--- SUPPLIED ENTRIES ---
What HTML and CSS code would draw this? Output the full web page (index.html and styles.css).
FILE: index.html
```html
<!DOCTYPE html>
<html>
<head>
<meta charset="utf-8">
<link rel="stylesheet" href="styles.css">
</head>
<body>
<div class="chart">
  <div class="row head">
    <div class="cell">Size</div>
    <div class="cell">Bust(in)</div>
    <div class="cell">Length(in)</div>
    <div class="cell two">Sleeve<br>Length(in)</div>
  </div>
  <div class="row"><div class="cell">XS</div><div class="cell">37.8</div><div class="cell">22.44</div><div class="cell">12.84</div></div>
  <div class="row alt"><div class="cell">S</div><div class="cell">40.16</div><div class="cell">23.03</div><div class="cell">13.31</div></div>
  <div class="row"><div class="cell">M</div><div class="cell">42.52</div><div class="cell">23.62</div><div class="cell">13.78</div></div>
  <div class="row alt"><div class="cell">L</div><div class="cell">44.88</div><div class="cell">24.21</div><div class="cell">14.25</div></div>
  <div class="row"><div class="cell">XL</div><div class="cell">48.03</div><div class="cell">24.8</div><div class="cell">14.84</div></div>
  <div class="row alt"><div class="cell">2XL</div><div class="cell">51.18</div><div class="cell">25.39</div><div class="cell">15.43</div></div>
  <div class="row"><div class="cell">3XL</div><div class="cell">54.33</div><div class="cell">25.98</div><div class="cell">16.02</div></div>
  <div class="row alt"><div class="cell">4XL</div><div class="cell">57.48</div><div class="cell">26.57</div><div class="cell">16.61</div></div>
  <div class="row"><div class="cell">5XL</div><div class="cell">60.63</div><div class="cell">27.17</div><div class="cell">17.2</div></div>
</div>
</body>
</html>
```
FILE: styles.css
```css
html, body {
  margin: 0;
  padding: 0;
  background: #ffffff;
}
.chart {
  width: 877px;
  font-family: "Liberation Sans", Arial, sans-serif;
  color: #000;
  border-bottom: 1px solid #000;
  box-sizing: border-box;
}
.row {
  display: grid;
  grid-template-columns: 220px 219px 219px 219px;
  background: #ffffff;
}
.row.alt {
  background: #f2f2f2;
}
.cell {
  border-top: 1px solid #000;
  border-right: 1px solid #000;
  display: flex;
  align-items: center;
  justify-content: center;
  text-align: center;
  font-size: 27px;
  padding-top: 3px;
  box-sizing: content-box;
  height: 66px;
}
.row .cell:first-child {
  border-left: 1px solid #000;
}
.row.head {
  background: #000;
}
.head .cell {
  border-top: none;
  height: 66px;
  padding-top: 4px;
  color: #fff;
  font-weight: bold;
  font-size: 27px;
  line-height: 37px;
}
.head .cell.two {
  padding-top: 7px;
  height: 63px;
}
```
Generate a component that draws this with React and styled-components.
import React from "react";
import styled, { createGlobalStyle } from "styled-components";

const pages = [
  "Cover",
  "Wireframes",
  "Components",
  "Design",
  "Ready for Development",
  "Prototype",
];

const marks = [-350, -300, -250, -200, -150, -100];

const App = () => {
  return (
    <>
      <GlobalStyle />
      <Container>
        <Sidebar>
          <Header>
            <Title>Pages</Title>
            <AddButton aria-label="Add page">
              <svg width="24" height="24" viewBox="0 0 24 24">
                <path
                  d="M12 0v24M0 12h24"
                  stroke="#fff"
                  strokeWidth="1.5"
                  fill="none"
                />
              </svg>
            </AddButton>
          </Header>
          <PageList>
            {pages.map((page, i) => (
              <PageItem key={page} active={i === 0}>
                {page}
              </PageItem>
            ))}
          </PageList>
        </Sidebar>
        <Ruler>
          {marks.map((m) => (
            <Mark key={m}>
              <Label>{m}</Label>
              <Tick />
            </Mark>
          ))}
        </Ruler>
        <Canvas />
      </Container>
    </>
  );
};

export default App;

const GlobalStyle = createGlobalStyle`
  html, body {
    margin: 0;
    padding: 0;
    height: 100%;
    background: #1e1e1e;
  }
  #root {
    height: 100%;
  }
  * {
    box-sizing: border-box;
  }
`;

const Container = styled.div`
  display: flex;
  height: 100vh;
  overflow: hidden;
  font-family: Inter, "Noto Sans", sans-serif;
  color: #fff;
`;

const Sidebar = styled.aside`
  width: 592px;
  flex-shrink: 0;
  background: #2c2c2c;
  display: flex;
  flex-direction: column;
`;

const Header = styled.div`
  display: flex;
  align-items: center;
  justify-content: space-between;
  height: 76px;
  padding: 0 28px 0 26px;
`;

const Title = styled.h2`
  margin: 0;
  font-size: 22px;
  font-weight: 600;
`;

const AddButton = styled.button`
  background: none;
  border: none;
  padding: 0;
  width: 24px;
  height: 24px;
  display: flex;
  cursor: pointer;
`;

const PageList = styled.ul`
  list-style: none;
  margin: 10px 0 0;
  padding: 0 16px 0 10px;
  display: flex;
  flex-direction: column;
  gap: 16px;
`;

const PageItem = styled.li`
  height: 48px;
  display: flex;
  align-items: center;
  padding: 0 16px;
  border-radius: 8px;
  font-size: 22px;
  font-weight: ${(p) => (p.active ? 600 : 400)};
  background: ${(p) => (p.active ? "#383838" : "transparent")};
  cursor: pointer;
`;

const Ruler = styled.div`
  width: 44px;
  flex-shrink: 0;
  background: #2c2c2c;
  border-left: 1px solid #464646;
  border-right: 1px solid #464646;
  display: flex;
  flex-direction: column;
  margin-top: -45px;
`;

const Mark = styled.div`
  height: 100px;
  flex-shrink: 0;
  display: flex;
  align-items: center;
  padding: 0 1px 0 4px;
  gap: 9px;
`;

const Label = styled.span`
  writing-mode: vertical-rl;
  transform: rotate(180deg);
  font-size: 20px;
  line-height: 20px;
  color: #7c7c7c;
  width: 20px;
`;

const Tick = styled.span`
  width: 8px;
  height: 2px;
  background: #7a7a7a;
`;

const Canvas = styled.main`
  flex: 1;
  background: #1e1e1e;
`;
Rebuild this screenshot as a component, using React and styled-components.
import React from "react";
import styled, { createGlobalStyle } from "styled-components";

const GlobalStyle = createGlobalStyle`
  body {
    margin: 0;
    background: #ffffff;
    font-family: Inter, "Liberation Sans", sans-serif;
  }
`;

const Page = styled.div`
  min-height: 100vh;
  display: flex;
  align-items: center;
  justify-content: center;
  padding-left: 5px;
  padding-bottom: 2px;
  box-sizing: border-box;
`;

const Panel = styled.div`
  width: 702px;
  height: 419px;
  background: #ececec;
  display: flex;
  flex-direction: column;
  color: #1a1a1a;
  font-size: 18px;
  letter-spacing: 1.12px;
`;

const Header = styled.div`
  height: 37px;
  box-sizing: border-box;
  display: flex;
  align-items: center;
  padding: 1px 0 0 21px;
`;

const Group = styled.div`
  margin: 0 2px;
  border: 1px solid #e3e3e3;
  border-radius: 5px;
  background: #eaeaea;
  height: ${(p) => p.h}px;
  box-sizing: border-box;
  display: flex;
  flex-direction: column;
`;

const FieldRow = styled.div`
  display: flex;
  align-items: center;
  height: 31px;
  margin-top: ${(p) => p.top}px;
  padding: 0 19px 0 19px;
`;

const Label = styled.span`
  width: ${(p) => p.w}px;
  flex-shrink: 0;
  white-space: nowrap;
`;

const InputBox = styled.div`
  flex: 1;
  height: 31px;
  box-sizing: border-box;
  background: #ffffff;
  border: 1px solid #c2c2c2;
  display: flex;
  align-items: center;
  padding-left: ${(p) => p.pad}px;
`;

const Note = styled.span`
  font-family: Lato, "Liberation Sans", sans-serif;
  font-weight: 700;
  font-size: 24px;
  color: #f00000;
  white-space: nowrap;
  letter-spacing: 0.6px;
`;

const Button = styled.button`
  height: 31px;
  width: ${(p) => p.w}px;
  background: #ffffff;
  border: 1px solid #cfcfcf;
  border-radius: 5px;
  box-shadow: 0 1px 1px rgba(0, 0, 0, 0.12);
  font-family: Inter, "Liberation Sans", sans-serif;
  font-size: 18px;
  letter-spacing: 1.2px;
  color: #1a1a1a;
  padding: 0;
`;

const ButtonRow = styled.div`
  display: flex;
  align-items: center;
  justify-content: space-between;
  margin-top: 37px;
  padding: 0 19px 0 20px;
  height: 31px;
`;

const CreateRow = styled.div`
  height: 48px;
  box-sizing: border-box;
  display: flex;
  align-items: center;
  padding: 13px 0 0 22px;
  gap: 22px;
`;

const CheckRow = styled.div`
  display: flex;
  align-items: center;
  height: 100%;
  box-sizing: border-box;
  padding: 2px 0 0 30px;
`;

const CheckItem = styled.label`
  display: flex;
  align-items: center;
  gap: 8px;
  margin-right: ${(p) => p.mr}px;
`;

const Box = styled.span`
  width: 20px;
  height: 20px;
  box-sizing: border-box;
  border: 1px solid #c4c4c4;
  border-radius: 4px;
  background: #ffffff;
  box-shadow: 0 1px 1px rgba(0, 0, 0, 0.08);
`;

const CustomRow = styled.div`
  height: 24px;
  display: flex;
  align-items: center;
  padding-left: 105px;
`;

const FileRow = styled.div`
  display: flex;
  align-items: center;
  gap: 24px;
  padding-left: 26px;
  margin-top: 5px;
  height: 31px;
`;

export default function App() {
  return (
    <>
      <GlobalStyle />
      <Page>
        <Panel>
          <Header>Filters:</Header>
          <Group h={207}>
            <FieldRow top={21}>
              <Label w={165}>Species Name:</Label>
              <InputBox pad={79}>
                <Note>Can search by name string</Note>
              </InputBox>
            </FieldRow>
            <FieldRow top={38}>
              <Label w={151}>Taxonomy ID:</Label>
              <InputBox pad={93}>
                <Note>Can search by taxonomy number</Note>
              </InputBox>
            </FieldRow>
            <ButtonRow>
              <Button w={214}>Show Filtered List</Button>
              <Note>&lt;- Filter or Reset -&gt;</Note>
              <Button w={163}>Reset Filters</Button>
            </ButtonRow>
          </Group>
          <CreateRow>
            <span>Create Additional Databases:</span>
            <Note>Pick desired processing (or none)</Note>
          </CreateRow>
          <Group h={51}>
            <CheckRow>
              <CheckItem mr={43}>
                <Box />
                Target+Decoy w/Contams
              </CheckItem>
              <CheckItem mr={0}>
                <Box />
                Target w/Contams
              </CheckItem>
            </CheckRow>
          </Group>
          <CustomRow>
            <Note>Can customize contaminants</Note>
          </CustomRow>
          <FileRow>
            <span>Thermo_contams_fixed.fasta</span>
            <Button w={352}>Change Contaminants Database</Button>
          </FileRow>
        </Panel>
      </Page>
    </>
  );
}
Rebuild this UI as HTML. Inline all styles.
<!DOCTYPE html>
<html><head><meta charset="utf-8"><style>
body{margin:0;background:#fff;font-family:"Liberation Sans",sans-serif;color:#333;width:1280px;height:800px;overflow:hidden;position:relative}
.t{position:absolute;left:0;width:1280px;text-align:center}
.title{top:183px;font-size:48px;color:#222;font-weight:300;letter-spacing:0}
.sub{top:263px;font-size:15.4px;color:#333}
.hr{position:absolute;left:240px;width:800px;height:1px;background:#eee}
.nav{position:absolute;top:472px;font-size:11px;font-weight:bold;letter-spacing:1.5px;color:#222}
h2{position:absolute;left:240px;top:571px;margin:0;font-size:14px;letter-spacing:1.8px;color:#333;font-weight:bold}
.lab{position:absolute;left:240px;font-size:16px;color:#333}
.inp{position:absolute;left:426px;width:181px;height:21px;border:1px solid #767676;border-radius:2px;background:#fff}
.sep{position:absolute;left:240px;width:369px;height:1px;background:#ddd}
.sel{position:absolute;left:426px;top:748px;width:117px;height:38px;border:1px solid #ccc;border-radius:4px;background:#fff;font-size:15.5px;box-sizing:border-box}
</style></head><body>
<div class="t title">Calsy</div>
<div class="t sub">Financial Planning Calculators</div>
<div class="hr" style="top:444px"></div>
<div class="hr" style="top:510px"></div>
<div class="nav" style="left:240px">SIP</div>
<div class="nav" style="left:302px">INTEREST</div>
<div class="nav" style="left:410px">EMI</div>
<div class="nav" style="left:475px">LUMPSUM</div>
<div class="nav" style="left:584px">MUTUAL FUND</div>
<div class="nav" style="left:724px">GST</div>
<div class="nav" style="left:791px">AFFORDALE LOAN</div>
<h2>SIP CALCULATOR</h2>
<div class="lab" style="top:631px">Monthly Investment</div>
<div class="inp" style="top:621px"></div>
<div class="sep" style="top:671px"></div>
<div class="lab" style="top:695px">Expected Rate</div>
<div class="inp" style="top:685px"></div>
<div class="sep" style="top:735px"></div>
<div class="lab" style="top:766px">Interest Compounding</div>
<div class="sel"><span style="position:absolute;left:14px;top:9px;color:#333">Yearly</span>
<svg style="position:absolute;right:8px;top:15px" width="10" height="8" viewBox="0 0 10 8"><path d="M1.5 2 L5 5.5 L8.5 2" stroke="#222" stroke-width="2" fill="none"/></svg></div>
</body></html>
---
- WHAT NEEDS TO BE DONE -
Emit only the lines from the one containing "Generate a component" through the one containing "const marks = [-350, -300, -250, -200, -150, -100];", copied exactly.

- CORRECT RESPONSE -
Generate a component that draws this with React and styled-components.
import React from "react";
import styled, { createGlobalStyle } from "styled-components";

const pages = [
  "Cover",
  "Wireframes",
  "Components",
  "Design",
  "Ready for Development",
  "Prototype",
];

const marks = [-350, -300, -250, -200, -150, -100];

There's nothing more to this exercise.